Most enterprises ecommerce merchants have huge product catalogs, so having a fast and robust catalog API is paramount. While Shopify Plus caps businesses at 100 SKUs per product and only three options per product, BigCommerce can handle up to 600 SKUs per product with 250 options.

Leverage APIs to Improve the Customer Experience

Consumers want to be able to shop anywhere, anytime, so you need to deliver a consistent customer experience across all commerce channels. API-led commerce can enable you to provide omnichannel shopping that meets your customers’ expectations. 

At its core, omnichannel commerce is really about data orchestration. From your ecommerce platform and ERP to your POS and mobile applications, you need to be able to unify data from all of your enterprise systems into a location where it can be analyzed and used. To do that, you need to make the right connections.

Businesses find achieving true omnichannel commerce viability so challenging because it’s very difficult to get all of your systems to talk to one another. However, once you get it right, you will have a much clearer and simpler view of your customers.

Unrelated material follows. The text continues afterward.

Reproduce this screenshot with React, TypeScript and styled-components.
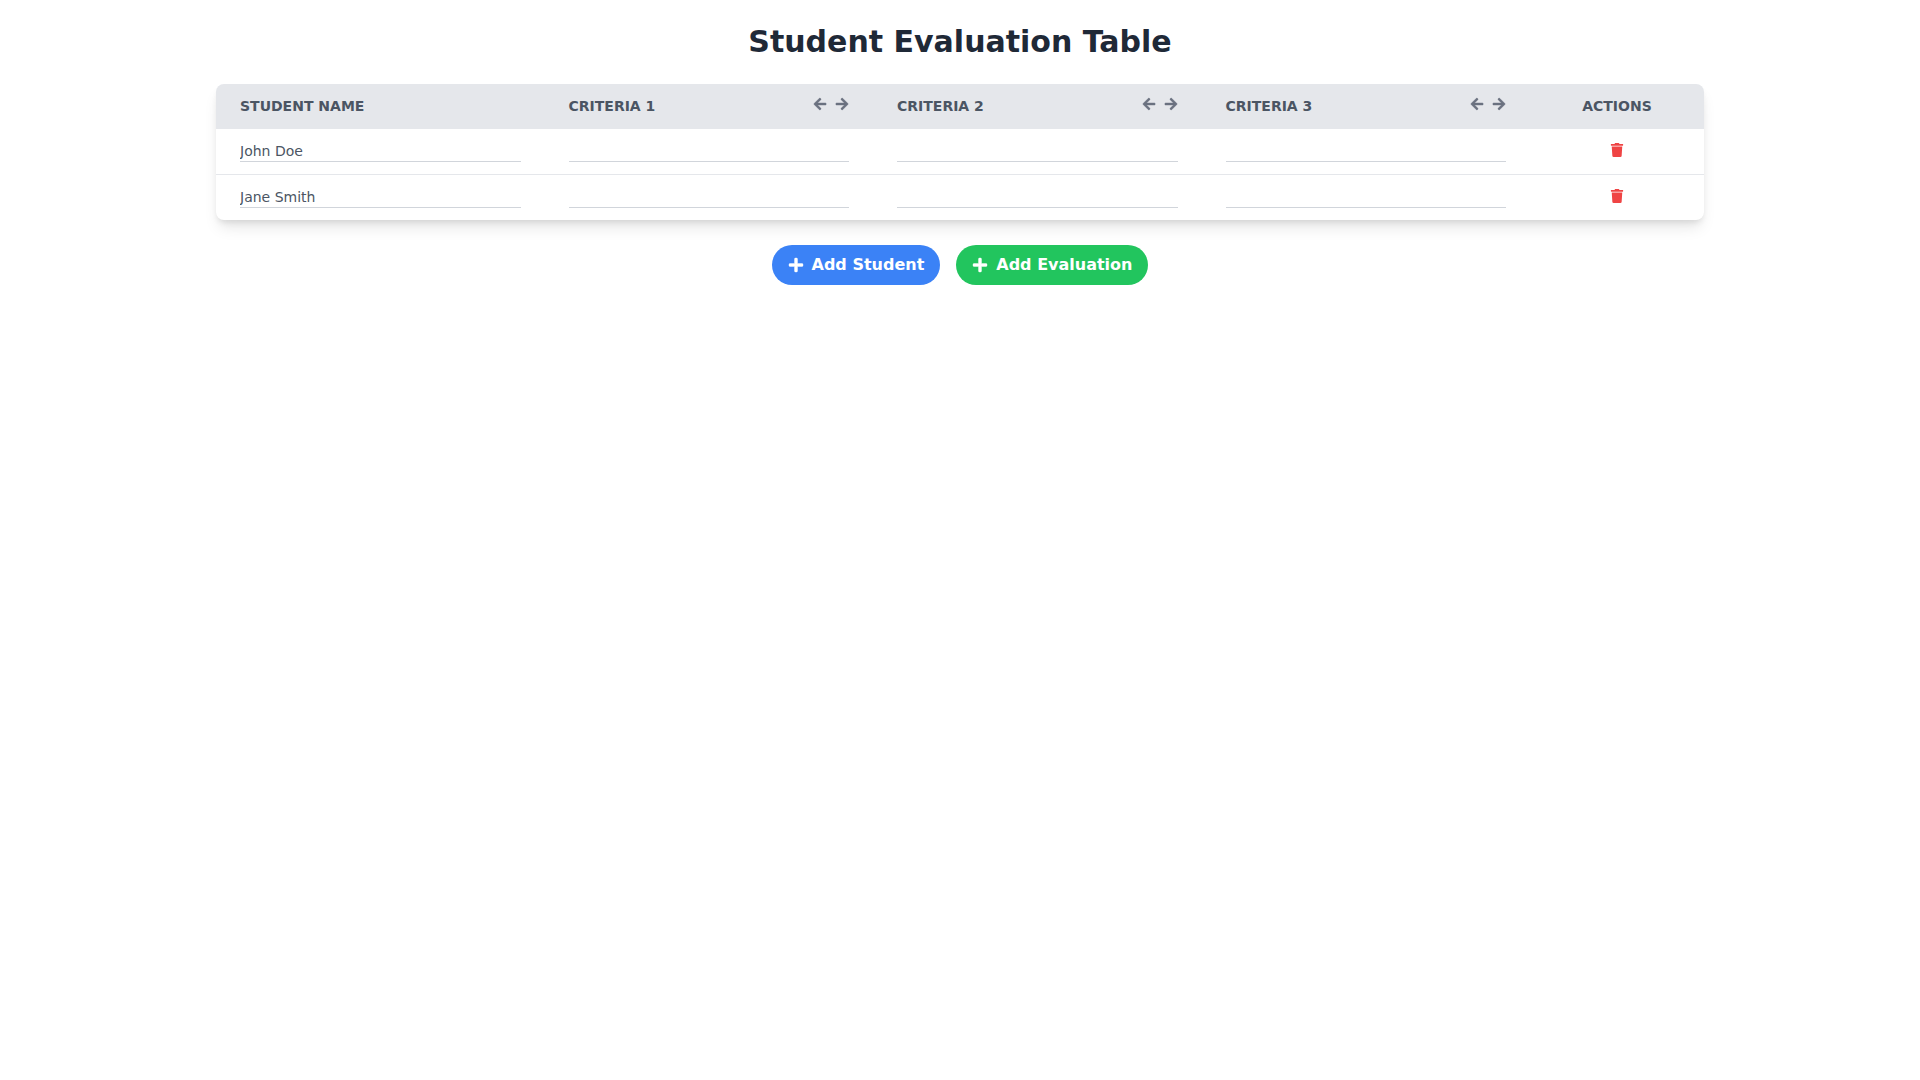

The insights you gain from this clearer view can help you create better shopping experiences for them.

When it comes to omnichannel, the goal of integrations is to essentially hide all of the complexity of the underlying data and present a simplified view of a customer, a product, and a channel.

You can achieve this with API-led connectivity, which is a way to connect data to applications through a series of modern and reusable APIs that play a specific role in your omnichannel strategy. They unlock data from systems, turn data into processes, or provide an experience. For example you can use APIs to improve customer experience though single sign-on and identity management, selling on marketplaces or multiple storefronts, or creating personalized experiences across different channels. 

To better understand how this works, it’s best to view the API-led approach to connectivity by organizing APIs into three types: 

  • Systems APIs: Your core systems, such as your ERP or CRM, typically aren’t easily accessible because their connectivity interfaces are proprietary and complex. System APIs provide a way to bypass this complexity. 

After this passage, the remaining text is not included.